Replacing Box<Error + Send> with an idiomatic error enum is left as an exercise for the reader :)

Extra credit bonus explanation

Reading this section is not necessary to use extension traits.

So far, we have seen what extension traits are capable of. It is only right to mention what they cannot do.

Indeed, this technique has some limitations. They are a conscious choice on the part of Rust authors, and they were decided upon in an effort to keep the type system coherent.

Coherence isn’t an everyday topic in Rust, but it becomes important when working with traits and types that cross package boundaries. Rules of trait coherence (described briefly towards the end of this section of the Rust book) state that the following combinations of “local” (this crate) and “external” (other crates⁵) are legal:

• implement a local trait for a local type.
  This is common in larger programs that use polymorphic abstractions.
• implement an external trait for a local type.
  We do this often to integrate with third-party libraries and frameworks, just like with hyper above.
• implement a local trait for an external type.
  That’s extension traits for you!

What is not possible, however, is to:

• implement an external trait for an external type

This case is prohibited in order to make the choice of trait implementations more predictable, both for the compiler and for the programmer.

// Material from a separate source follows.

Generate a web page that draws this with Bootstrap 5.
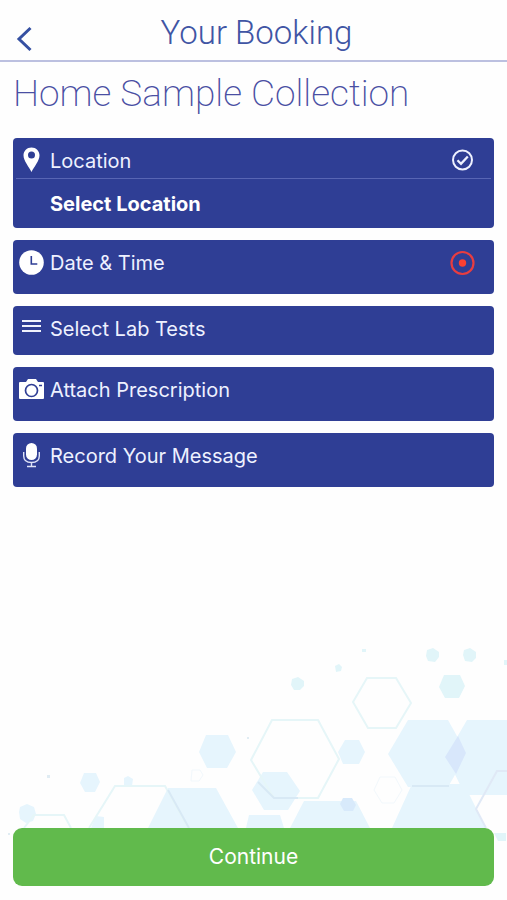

Without this rule in place, you could introduce many instances of impl Trait for Type (same Trait and same Type), each one with different functionality, leaving the compiler to “guess” the right impl for any given situation⁶.

The decision was thus made to disallow the impl ExternalTrait for ExternalType case altogether. If you like, you can read some more extensive backstory behind it.

Bear in mind, however, that this isn’t the unequivocally “correct” solution. Some languages choose to allow this so-called orphan case, and try to resolve the potential ambiguities in various different ways. It is a genuinely useful feature, too, as it makes easier it to glue together two unrelated libraries⁷.

Thankfully for extension traits, the coherence restriction doesn’t apply as long as you keep those traits and their impls in the same crate.